Records arrived through the post from Rough Trade today. Two PJ Harvey records, the All About Eve soundtrack and the To Bring You My Love demos. Then there was Scorpio Man by Finnish flautist Ernie Hawks and his Soul Investigators. I also got the Nick Mason’s Saucerful Of Secrets double Live At The Roundhouse LP and a CD of the unreleased second Fantasy album. So much music, so little time. I wonder if you can have music piped into your coffin?
On an interesting note about musicians and exposure, yesterday we sent out a newsletter to nearly 1000 people who have signed up for it. It was about the imminent availability of Nightjar on red vinyl on RSD Drops on Saturday. It also had the new MOAT song and something about Bandcamp waving their fees again. Out of the 1000 email addresses that it was sent to about a third opened it. There was, of course, some bounce backs and one person unsubscribed, haha, but as of now, which is approximately 24 hours later, 363 opened the mail and 39 people clicked on the Gone By Noon link, a brand new song – remember that’s out of nearly 1000 subscribers. Granted, some people might have already heard the new MOAT track as it was posted last week but still, it’s tough out there being a musician.
Technology killed me today, after the studio Dare and I sat down in the archive to listen to some mixes from Salim and I couldn’t get them to play efficiently on my computer or even download them and eventually it all crashed. Olivia arrived and they played perfectly on her computer but Dare was gone. So frustrating. Last but not least on a positive note, sessioneer Brian in Florida was telling me about the late Neil Peart’s books and today Traveling Music arrived. Brian tells me that based on what I do with writing I’m going to thoroughly enjoy his road trip and music musings, Thanks Brian.

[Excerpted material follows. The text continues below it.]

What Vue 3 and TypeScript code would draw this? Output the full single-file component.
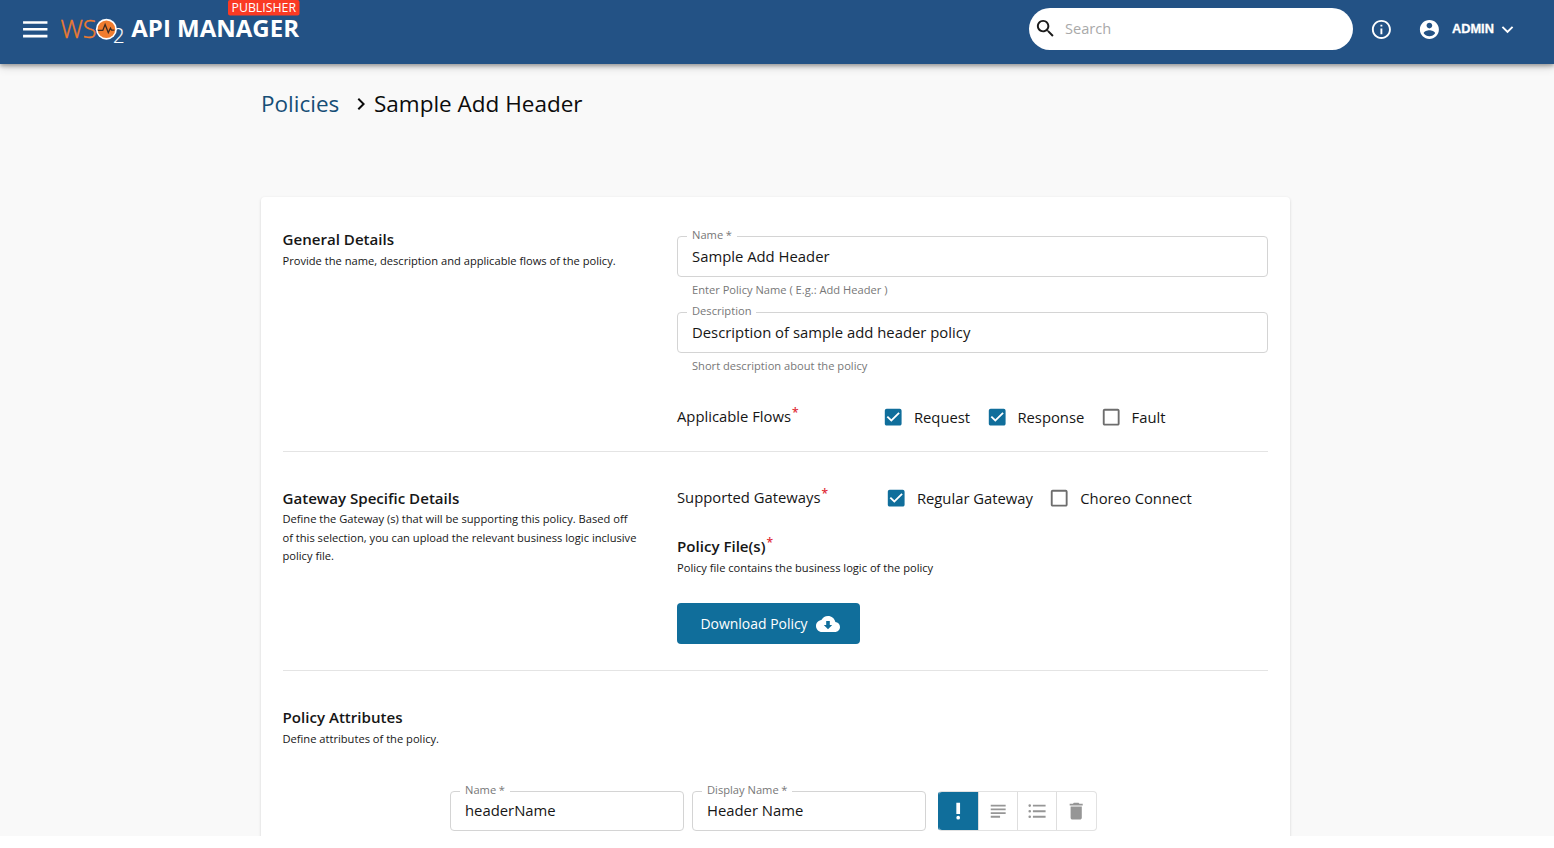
<script setup lang="ts">
import { ref } from 'vue'

interface Option {
  label: string
  checked: boolean
}

const paths = {
  menu: 'M3 18h18v-2H3v2zm0-5h18v-2H3v2zm0-7v2h18V6H3z',
  search:
    'M15.5 14h-.79l-.28-.27C15.41 12.59 16 11.11 16 9.5 16 5.91 13.09 3 9.5 3S3 5.91 3 9.5 5.91 16 9.5 16c1.61 0 3.09-.59 4.23-1.57l.27.28v.79l5 4.99L20.49 19l-4.99-5zm-6 0C7.01 14 5 11.99 5 9.5S7.01 5 9.5 5 14 7.01 14 9.5 11.99 14 9.5 14z',
  info: 'M11 7h2v2h-2zm0 4h2v6h-2zm1-9C6.48 2 2 6.48 2 12s4.48 10 10 10 10-4.48 10-10S17.52 2 12 2zm0 18c-4.41 0-8-3.59-8-8s3.59-8 8-8 8 3.59 8 8-3.59 8-8 8z',
  account:
    'M12 2C6.48 2 2 6.48 2 12s4.48 10 10 10 10-4.48 10-10S17.52 2 12 2zm0 3c1.66 0 3 1.34 3 3s-1.34 3-3 3-3-1.34-3-3 1.34-3 3-3zm0 14.2c-2.5 0-4.71-1.28-6-3.22.03-1.99 4-3.08 6-3.08 1.99 0 5.97 1.09 6 3.08-1.29 1.94-3.5 3.22-6 3.22z',
  down: 'M16.59 8.59L12 13.17 7.41 8.59 6 10l6 6 6-6z',
  right: 'M10 6 8.59 7.41 13.17 12l-4.58 4.59L10 18l6-6z',
  checked:
    'M19 3H5c-1.11 0-2 .9-2 2v14c0 1.1.89 2 2 2h14c1.11 0 2-.9 2-2V5c0-1.1-.89-2-2-2zm-9 14l-5-5 1.41-1.41L10 14.17l7.59-7.59L19 8l-9 9z',
  unchecked:
    'M19 5v14H5V5h14m0-2H5c-1.1 0-2 .9-2 2v14c0 1.1.9 2 2 2h14c1.1 0 2-.9 2-2V5c0-1.1-.9-2-2-2z',
  cloud:
    'M19.35 10.04C18.67 6.59 15.64 4 12 4 9.11 4 6.6 5.64 5.35 8.04 2.34 8.36 0 10.91 0 14c0 3.31 2.69 6 6 6h13c2.76 0 5-2.24 5-5 0-2.64-2.05-4.78-4.65-4.96zM16.2 13l-4.2 4.2L7.8 13h2.4V9h3.6v4h2.4z',
  required: 'M10 3h4v12h-4zM12 17a2 2 0 1 0 0 4 2 2 0 0 0 0-4z',
  notes: 'M14 17H4v2h10v-2zm6-8H4v2h16V9zM4 15h16v-2H4v2zM4 5v2h16V5z',
  list: 'M7.4 5H21v2H7.4zM7.4 11H21v2H7.4zM7.4 17H21v2H7.4zM4 4.6a1.4 1.4 0 1 0 0 2.8 1.4 1.4 0 0 0 0-2.8zM4 10.6a1.4 1.4 0 1 0 0 2.8 1.4 1.4 0 0 0 0-2.8zM4 16.6a1.4 1.4 0 1 0 0 2.8 1.4 1.4 0 0 0 0-2.8z',
  trash: 'M6 19c0 1.1.9 2 2 2h8c1.1 0 2-.9 2-2V7H6v12zM19 4h-3.5l-1-1h-5l-1 1H5v2h14V4z',
}

const flows = ref<Option[]>([
  { label: 'Request', checked: true },
  { label: 'Response', checked: true },
  { label: 'Fault', checked: false },
])
const gateways = ref<Option[]>([
  { label: 'Regular Gateway', checked: true },
  { label: 'Choreo Connect', checked: false },
])
</script>

<template>
  <div class="page">
    <header class="bar">
      <svg class="menu" viewBox="0 0 24 24"><path :d="paths.menu" /></svg>
      <svg class="brand" viewBox="0 0 246 48">
        <text class="thin orange" x="0.5" y="38" font-size="25.4" textLength="36" lengthAdjust="spacingAndGlyphs">WS</text>
        <text class="thin two" x="53" y="43.3" font-size="20.5" textLength="11.5" lengthAdjust="spacingAndGlyphs">2</text>
        <circle cx="46.4" cy="29.2" r="10.5" fill="#fff" />
        <circle cx="46.4" cy="29.2" r="8.8" fill="#f07c2e" />
        <path d="M37.8 30.4h5l2.3-5.8 3.2 8 2.2-4.4 1.1 2h2.8" fill="none" stroke="#3a2a22" stroke-width="1.3" />
        <text class="bold white" x="71.3" y="37.3" font-size="24" textLength="167.7" lengthAdjust="spacingAndGlyphs">API MANAGER</text>
        <rect x="168" y="0" width="71.5" height="15.5" rx="2" fill="#fa3a24" />
        <text class="white" x="171.5" y="11.9" font-size="12" textLength="64.5" lengthAdjust="spacingAndGlyphs">PUBLISHER</text>
      </svg>
      <div class="search">
        <svg viewBox="0 0 24 24"><path :d="paths.search" /></svg>
        <span>Search</span>
      </div>
      <svg class="info" viewBox="0 0 24 24"><path :d="paths.info" /></svg>
      <svg class="account" viewBox="0 0 24 24"><path :d="paths.account" /></svg>
      <span class="admin">ADMIN</span>
      <svg class="down" viewBox="0 0 24 24"><path :d="paths.down" /></svg>
    </header>

    <nav class="crumbs">
      <a>Policies</a>
      <svg viewBox="0 0 24 24"><path :d="paths.right" /></svg>
      <span>Sample Add Header</span>
    </nav>

    <main class="card">
      <section class="general">
        <div class="side">
          <h2>General Details</h2>
          <p>Provide the name, description and applicable flows of the policy.</p>
        </div>
        <div class="content">
          <div class="field">
            <label>Name<i>*</i></label>
            <span>Sample Add Header</span>
          </div>
          <p class="help">Enter Policy Name ( E.g.: Add Header )</p>
          <div class="field">
            <label>Description</label>
            <span>Description of sample add header policy</span>
          </div>
          <p class="help">Short description about the policy</p>
          <div class="choice">
            <span class="choice-label">Applicable Flows<sup>*</sup></span>
            <span v-for="o in flows" :key="o.label" class="option" @click="o.checked = !o.checked">
              <svg :class="{ on: o.checked }" viewBox="0 0 24 24">
                <path :d="o.checked ? paths.checked : paths.unchecked" />
              </svg>
              {{ o.label }}
            </span>
          </div>
        </div>
      </section>

      <section class="gateway">
        <div class="side">
          <h2>Gateway Specific Details</h2>
          <p>
            Define the Gateway (s) that will be supporting this policy. Based off<br />
            of this selection, you can upload the relevant business logic inclusive<br />
            policy file.
          </p>
        </div>
        <div class="content">
          <div class="choice wide">
            <span class="choice-label">Supported Gateways<sup>*</sup></span>
            <span v-for="o in gateways" :key="o.label" class="option" @click="o.checked = !o.checked">
              <svg :class="{ on: o.checked }" viewBox="0 0 24 24">
                <path :d="o.checked ? paths.checked : paths.unchecked" />
              </svg>
              {{ o.label }}
            </span>
          </div>
          <h2 class="files">Policy File(s)<sup>*</sup></h2>
          <p>Policy file contains the business logic of the policy</p>
          <button class="download">
            Download Policy
            <svg viewBox="0 0 24 24"><path :d="paths.cloud" /></svg>
          </button>
        </div>
      </section>

      <section class="attributes">
        <h2>Policy Attributes</h2>
        <p>Define attributes of the policy.</p>
        <div class="row">
          <div class="field small">
            <label>Name<i>*</i></label>
            <span>headerName</span>
          </div>
          <div class="field small">
            <label>Display Name<i>*</i></label>
            <span>Header Name</span>
          </div>
          <div class="tools">
            <span class="tool active"><svg viewBox="0 0 24 24"><path :d="paths.required" /></svg></span>
            <span class="tool"><svg viewBox="0 0 24 24"><path :d="paths.notes" /></svg></span>
            <span class="tool"><svg viewBox="0 0 24 24"><path :d="paths.list" /></svg></span>
            <span class="tool"><svg viewBox="0 0 24 24"><path :d="paths.trash" /></svg></span>
          </div>
        </div>
      </section>
    </main>
  </div>
</template>

<style>
html,
body {
  background: #fff;
  overflow: hidden;
}
</style>

<style scoped>
* {
  box-sizing: border-box;
}
.page {
  width: 1554px;
  height: 836px;
  overflow: hidden;
  background: #f9f9f9;
  font-family: 'Open Sans', 'Noto Sans', sans-serif;
  color: #161616;
}
svg {
  fill: currentColor;
  flex: none;
  display: block;
}
h2,
p {
  margin: 0;
}
.bar {
  position: relative;
  height: 63.5px;
  display: flex;
  align-items: flex-start;
  background: #235285;
  color: #fff;
  box-shadow: 0 2px 4px rgba(0, 0, 0, 0.3), 0 3px 9px rgba(0, 0, 0, 0.16);
}
.menu {
  width: 32.5px;
  height: 32.5px;
  margin: 13px 0 0 18.8px;
}
.brand {
  width: 246px;
  height: 48px;
  margin-left: 8.7px;
}
.brand .thin {
  font-weight: 300;
}
.brand .bold {
  font-weight: 700;
}
.brand .orange {
  fill: #f07c2e;
  stroke: #f07c2e;
  stroke-width: 0.4px;
}
.brand .white,
.brand .two {
  fill: #fff;
}
.brand .two {
  stroke: #fff;
  stroke-width: 0.2px;
}
.search {
  width: 324px;
  height: 42.5px;
  margin: 7.7px 0 0 723px;
  padding-left: 5px;
  border-radius: 22px;
  background: #fff;
  display: flex;
  align-items: center;
  font-size: 14.6px;
  color: #a9a9a9;
}
.search span {
  margin-top: -2px;
}
.search svg {
  width: 23px;
  height: 23px;
  margin-right: 8px;
  color: #1a1a1a;
}
.info {
  width: 22.8px;
  height: 22.8px;
  margin: 17.7px 0 0 17.5px;
}
.account {
  width: 22.8px;
  height: 22.8px;
  margin: 17.7px 0 0 25.2px;
}
.admin {
  width: 43px;
  margin: 21px 0 0 10.7px;
  font: 700 12.8px/16px 'Liberation Sans', sans-serif;
  -webkit-text-stroke: 0.3px #fff;
}
.down {
  width: 23px;
  height: 23px;
  margin: 17.7px 0 0 1.3px;
}
.crumbs {
  height: 133.5px;
  padding: 24px 0 0 261px;
  display: flex;
  align-items: flex-start;
  font-size: 22.5px;
  line-height: 31px;
  color: #0c0c0c;
}
.crumbs a {
  width: 88px;
  color: #164e76;
}
.crumbs svg {
  width: 24px;
  height: 24px;
  margin: 4px 1px 0 0;
}
.card {
  width: 1029px;
  height: 700px;
  margin-left: 261px;
  padding: 0 22px 0 21.5px;
  border-radius: 4px;
  background: #fff;
  box-shadow: 0 1px 3px rgba(0, 0, 0, 0.16);
}
section {
  border-bottom: 1px solid #e4e4e4;
}
.general,
.gateway {
  display: flex;
}
.general {
  height: 254.6px;
  padding-top: 30.5px;
}
.gateway {
  height: 219.4px;
  padding-top: 35px;
}
.attributes {
  padding-top: 35px;
  border: 0;
}
.side {
  width: 394.5px;
}
.content {
  width: 591px;
}
h2 {
  font-size: 15.1px;
  line-height: 22px;
  font-weight: 600;
}
p {
  font-size: 11.13px;
  line-height: 18.5px;
  padding-top: 2px;
  white-space: nowrap;
}
.gateway .side p,
.attributes p {
  padding-top: 1.7px;
}
.field {
  position: relative;
  height: 41px;
  border: 1.5px solid #d4d4d4;
  border-radius: 4px;
  padding-left: 14px;
  font-size: 14.85px;
  line-height: 39px;
}
.general .content {
  padding-top: 8.5px;
}
.field label {
  position: absolute;
  left: 9px;
  top: -11px;
  padding: 0 5px;
  background: #fff;
  font-size: 11.15px;
  line-height: 18px;
  color: #777;
}
.field label i {
  font-style: normal;
  margin-left: 2.5px;
}
.help {
  height: 35px;
  padding: 4.4px 0 0 15px;
  color: #777;
}
.choice {
  display: flex;
  align-items: flex-start;
  font-size: 14.8px;
  line-height: 22px;
}
.general .choice {
  margin-top: 17px;
}
.choice-label {
  width: 205px;
  white-space: nowrap;
}
.wide .choice-label {
  width: 208px;
}
sup {
  color: #e02b36;
  font-size: 12px;
  font-weight: 600;
  line-height: 0;
  vertical-align: 5px;
  margin-left: 1px;
}
.option {
  display: flex;
  margin: 1.3px 15.4px 0 0;
}
.option svg {
  width: 22.4px;
  height: 22.4px;
  margin-right: 9.5px;
  color: #6d6d6d;
}
.option svg.on {
  color: #106e9b;
}
.gateway .content {
  margin-top: -1px;
}
.files {
  margin-top: 25.3px;
}
.download {
  display: flex;
  align-items: center;
  width: 183px;
  height: 41.5px;
  margin-top: 25.7px;
  padding: 0 0 0 23.5px;
  border: 0;
  border-radius: 4px;
  background: #106e9b;
  color: #fff;
  font: 500 13.95px/22px 'Open Sans', sans-serif;
  white-space: nowrap;
}
.download svg {
  width: 24px;
  height: 24px;
  margin-left: 8.5px;
}
.row {
  display: flex;
  margin: 42.8px 0 0 167.5px;
}
.small {
  width: 234px;
  height: 40px;
  margin-right: 8px;
  line-height: 37px;
}
.tools {
  display: flex;
  width: 158.5px;
  height: 40px;
  margin-left: 4px;
  border: 1px solid #e2e2e2;
  border-left-color: #106e9b;
  border-radius: 4px;
  overflow: hidden;
}
.tool {
  width: 39.2px;
  flex: none;
  display: flex;
  align-items: center;
  justify-content: center;
  color: #969696;
}
.tool + .tool {
  border-left: 1px solid #dedede;
}
.tools .active {
  width: 40px;
  margin: -1px 0 -1px -1px;
  background: #106e9b;
  color: #fff;
}
.tool svg {
  width: 22.4px;
  height: 22.4px;
}
</style>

Music today has jumped straight back into Fusion/Jazz-Rock with the classic Return To Forever album Romantic Warrior (1976). The band, Chick Corea on keys, Al Di Meola on guitar and Stanley Clarke on bass with Lenny White on drums would be their last as Chick Corea (bandleader) disbanded this lineup after three albums only keeping original member Stanley Clarke. It’s an album of crazy virtuosos but somehow it’s warm and easy to listen to despite all the lightning-fast playing and the musicians’ unbelievable skills. I think it must be that this genre works best for these mad technical, theoretical musicians. In Rock speed is lost in translation in Jazz-Rock it’s meant to be. It’s like those magnificent old Disney soundtracks with amazing unknown musicians displaying their talents anonymously but communicating the feeling to a public that barely considers the music over the visuals.
My other major introduction into this mad and magnificent music was with Al Di Meola’s Elegant Gypsy (1977), the second solo album. This album blew my mind in the seventies and still does. It’s different to Rock because of the percussion, the non-Rock beat, the fact that they are all instrumentals, it sounds like World Music. It doesn’t hurt having bass master Anthony Jackson on the album as well as Paco de Lucía on the other guitar. The star-studded cast also includes Jan Hammer and Barry Miles on keys, Steve Gadd and Song Of The Day Lenny White on drums, Mingo Lewis on percussion – great, if you like this kind of thing.